11 thoughts on “We are living in the crazy years AND Fahrenheit 451”

  1. Crazy indeed! It does seem that some fiction writers were also prophets. There might well be a cyclic link to what we’re living through : Strauss and Howe’s theorised four generational cycles – four generational archetypes that repeat sequentially, in rhythm with a cycle of Crises and Awakenings.
    From the Wiki link:
    https://en.wikipedia.org/wiki/Strauss%E2%80%93Howe_generational_theory

    ” ….four generational archetypes that repeat sequentially, in rhythm with the cycle of Crises and Awakenings (High/Awakening/Unravelling/Crisis). In “Generations”, Strauss and Howe refer to these four archetypes as Idealist, Reactive, Civic, and Adaptive. In “The Fourth Turning”(1997) they update this terminology to Prophet, Nomad, Hero, and Artist. The generations in each archetype not only share a similar age-location in history, they also share some basic attitudes towards family, risk, culture and values, and civic engagement. In essence, generations shaped by similar early-life experiences develop similar collective personas and follow similar life-trajectories. To date, Strauss and Howe have identified 25 generations in Anglo-American history, each with a corresponding archetype.”

    Steve Bannon is keen on this “Fourth Turning” thing, and while I’ve no admiration for the guy in general, I can see some merit in the theory.

  2. I don’t agree that taking down statues or racists who committed treason is the same thing as burning books. We are not saying “forget” them, only that those men should not be revered. The author seems to be in line with Trump’s “both sides” reasoning, drawing an equivalency when there is none.

    1. Spenser,

      “We are not saying “forget” them, only that those men should not be revered.”

      Your logic is specious. It’s the equivalent of saying “burning books doesn’t mean that they should be forgotten, just made difficult to read”.

      “only that those men should not be revered.”

      The statues can be repurposed to serve as reminder of our dark past, whatever the intentions of the dead that built them (details here). We must remember the past so that we don’t repeat it, not sanitize it to sooth the sensibilities of pearl-clutching snowflakes.

    2. The historical fact that today’s “traitor” or “racist” often becomes tomorrow’s hero and liberator does not seem to have penetrated the minds of today’s lockstep dogma-steeped generations. The very nature of the “framing” in which their ideas have been enclosed seems impervious to their senses.

      But there is nothing new about that. We certainly are moving through some very predictable cycles of change. Heinlein, Bradbury, Orwell and many other writers were wise enough not to close their minds to these patterns. Unfortunately, modern young are not allowed much exposure to open-minded wisdom when they are given their academic lobotomies.

      1. alfin,

        “But there is nothing new about that.”

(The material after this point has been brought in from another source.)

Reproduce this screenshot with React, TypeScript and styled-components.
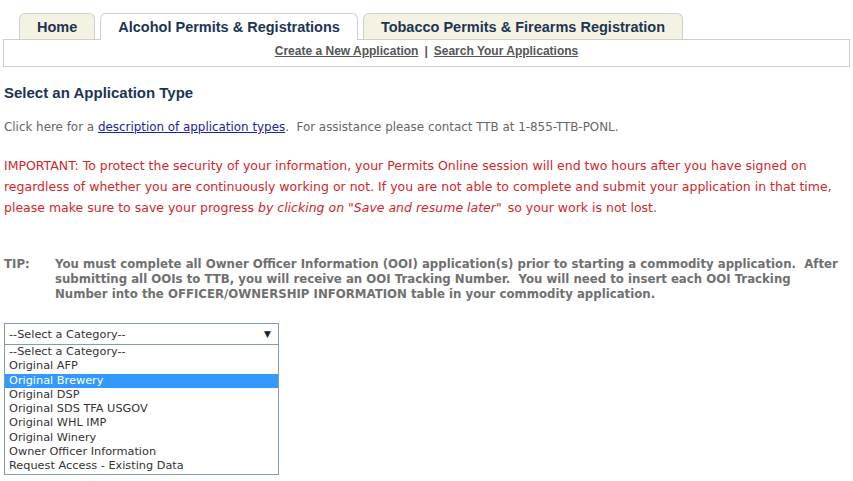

        You are missing the point. That there would be change is not predictable, it is almost certain. But that the nature of the change would be so weird surprises me — and I think would astonish most observers from the past if they could be transported here.

        “We certainly are moving through some very predictable cycles of change”

        For 40 years I have have followed predictions over multi-decade horizons (it’s a hobby). I don’t recall anyone predicting most or even many of today’s weirdness. Let along many people doing so, as expected if it was “very predictable.” That’s why Heinlein’s prediction of “crazy years” was effective fiction: it was quite different than consensus opinion.